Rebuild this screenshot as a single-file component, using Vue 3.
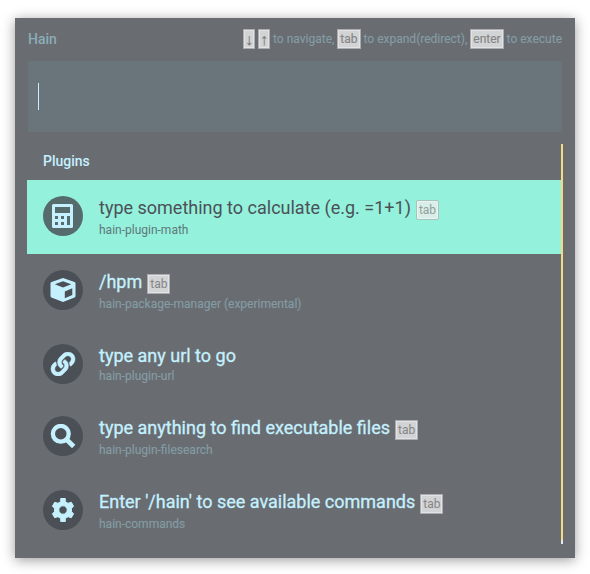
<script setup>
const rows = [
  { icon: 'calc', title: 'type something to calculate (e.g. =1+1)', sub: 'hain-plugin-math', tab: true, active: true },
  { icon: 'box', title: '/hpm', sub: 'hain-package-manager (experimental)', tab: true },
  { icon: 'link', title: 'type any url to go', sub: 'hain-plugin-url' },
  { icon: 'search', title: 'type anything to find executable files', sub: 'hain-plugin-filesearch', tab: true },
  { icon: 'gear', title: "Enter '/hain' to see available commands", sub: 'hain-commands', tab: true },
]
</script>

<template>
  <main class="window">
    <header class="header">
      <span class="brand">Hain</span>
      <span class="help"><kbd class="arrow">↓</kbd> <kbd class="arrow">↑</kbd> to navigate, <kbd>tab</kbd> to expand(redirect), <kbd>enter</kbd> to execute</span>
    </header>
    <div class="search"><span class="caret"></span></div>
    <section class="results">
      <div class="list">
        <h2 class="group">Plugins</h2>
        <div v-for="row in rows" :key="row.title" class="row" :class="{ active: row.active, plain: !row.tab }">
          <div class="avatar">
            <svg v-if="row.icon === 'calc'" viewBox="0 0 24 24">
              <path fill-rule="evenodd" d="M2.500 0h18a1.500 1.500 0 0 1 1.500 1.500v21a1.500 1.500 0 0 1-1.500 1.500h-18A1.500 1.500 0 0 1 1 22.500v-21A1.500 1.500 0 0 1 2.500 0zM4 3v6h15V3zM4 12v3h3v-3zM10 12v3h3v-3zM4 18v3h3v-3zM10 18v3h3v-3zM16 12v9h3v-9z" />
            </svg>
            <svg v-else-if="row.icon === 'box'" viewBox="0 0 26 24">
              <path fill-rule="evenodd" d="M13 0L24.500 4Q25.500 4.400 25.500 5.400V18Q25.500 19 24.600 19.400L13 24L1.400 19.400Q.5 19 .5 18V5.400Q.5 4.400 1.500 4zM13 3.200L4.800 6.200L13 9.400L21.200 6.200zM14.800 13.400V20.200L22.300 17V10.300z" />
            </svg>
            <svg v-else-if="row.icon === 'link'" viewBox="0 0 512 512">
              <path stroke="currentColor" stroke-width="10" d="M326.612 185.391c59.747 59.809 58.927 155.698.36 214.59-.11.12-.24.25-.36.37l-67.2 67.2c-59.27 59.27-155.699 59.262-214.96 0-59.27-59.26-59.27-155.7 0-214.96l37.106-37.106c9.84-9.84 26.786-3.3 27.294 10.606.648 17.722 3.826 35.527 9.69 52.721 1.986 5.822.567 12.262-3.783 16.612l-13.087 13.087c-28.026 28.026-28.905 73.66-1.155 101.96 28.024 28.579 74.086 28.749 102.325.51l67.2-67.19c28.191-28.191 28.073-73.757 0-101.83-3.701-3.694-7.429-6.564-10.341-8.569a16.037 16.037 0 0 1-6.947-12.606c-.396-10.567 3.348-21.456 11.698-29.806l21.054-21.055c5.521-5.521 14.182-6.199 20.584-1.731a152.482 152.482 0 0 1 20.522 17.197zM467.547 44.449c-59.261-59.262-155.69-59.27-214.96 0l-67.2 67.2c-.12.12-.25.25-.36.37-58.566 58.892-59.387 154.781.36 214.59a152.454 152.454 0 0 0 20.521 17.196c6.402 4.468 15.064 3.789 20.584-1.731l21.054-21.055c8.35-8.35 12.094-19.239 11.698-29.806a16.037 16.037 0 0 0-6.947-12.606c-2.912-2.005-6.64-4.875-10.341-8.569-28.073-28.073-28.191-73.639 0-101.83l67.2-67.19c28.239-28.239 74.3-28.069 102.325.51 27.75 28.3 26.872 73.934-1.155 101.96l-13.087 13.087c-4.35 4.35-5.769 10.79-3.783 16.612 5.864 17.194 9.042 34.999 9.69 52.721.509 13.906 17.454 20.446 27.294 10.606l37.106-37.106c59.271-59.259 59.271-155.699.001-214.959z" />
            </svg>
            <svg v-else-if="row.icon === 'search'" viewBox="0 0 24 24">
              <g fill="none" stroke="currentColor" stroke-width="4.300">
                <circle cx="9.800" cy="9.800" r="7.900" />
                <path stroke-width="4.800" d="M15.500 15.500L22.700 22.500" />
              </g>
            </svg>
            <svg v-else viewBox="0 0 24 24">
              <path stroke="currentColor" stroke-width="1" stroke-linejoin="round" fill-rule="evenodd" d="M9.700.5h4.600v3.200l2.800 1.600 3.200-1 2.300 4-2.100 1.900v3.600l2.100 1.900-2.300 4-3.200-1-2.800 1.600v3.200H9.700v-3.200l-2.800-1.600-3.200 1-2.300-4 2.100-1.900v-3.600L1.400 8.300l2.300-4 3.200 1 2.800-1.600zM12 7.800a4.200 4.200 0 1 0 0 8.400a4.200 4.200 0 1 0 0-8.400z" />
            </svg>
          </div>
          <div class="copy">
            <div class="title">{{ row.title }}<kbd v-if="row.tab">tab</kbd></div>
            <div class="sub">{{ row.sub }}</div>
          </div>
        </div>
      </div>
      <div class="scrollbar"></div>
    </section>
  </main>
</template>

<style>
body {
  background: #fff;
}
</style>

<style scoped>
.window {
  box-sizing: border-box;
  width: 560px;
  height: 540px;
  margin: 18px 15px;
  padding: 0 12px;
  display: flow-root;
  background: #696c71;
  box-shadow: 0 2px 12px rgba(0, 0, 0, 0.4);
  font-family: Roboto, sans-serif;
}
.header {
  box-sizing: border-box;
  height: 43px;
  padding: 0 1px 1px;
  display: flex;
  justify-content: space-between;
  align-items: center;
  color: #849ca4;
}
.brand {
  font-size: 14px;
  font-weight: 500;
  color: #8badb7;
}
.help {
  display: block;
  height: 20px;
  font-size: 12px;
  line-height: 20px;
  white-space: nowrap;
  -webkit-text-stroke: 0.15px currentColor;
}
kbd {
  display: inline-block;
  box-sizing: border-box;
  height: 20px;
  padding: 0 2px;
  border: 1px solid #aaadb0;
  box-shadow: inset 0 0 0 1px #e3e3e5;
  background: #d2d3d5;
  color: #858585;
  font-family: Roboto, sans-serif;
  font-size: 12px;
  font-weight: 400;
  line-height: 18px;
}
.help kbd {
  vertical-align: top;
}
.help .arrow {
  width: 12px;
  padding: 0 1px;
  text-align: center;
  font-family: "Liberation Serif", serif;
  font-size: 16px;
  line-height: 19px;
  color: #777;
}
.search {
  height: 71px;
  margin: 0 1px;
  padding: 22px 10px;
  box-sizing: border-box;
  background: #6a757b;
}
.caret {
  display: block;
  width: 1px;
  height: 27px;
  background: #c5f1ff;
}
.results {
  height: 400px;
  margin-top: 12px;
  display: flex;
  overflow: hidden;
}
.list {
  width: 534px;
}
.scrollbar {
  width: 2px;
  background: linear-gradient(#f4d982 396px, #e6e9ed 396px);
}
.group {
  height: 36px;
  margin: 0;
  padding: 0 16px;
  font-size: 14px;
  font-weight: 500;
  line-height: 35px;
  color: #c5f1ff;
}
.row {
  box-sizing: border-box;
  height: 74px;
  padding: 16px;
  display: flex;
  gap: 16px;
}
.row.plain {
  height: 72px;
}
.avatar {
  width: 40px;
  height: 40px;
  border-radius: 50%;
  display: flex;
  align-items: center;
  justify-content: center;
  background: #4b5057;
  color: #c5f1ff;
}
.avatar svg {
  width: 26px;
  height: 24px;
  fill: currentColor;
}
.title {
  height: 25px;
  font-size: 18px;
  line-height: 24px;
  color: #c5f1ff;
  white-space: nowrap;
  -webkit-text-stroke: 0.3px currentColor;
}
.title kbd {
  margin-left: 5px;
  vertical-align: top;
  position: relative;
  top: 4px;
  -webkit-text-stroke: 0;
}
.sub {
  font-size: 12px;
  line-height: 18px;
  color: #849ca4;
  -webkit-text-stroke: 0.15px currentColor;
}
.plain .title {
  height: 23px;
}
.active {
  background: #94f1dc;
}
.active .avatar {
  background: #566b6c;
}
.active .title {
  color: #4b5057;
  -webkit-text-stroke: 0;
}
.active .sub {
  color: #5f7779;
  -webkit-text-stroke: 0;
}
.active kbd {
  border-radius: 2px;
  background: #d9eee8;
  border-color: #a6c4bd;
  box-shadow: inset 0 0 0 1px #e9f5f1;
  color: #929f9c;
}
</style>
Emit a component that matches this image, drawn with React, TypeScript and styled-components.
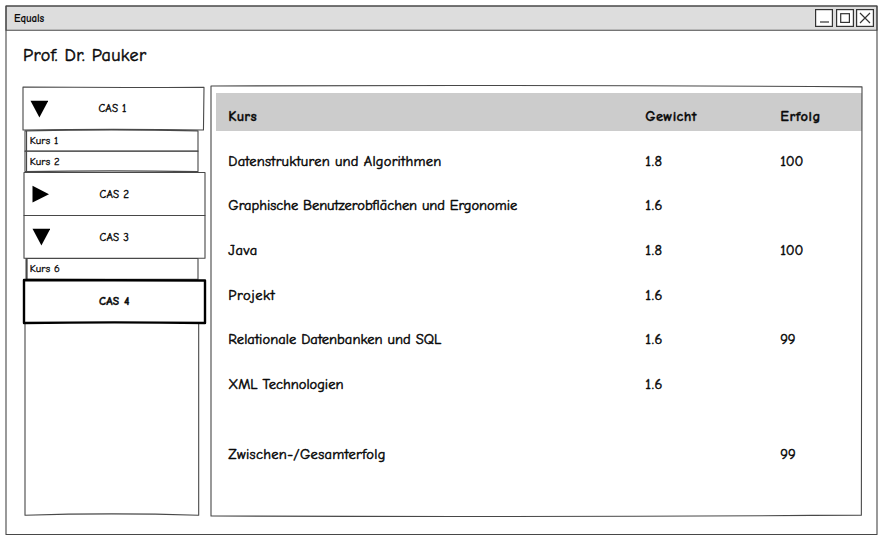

What this task involves:
Among the records above, find each line holding the string "component" and pull it out.

Exercise answer:
Rebuild this screenshot as a single-file component, using Vue 3.
Emit a component that matches this image, drawn with React, TypeScript and styled-components.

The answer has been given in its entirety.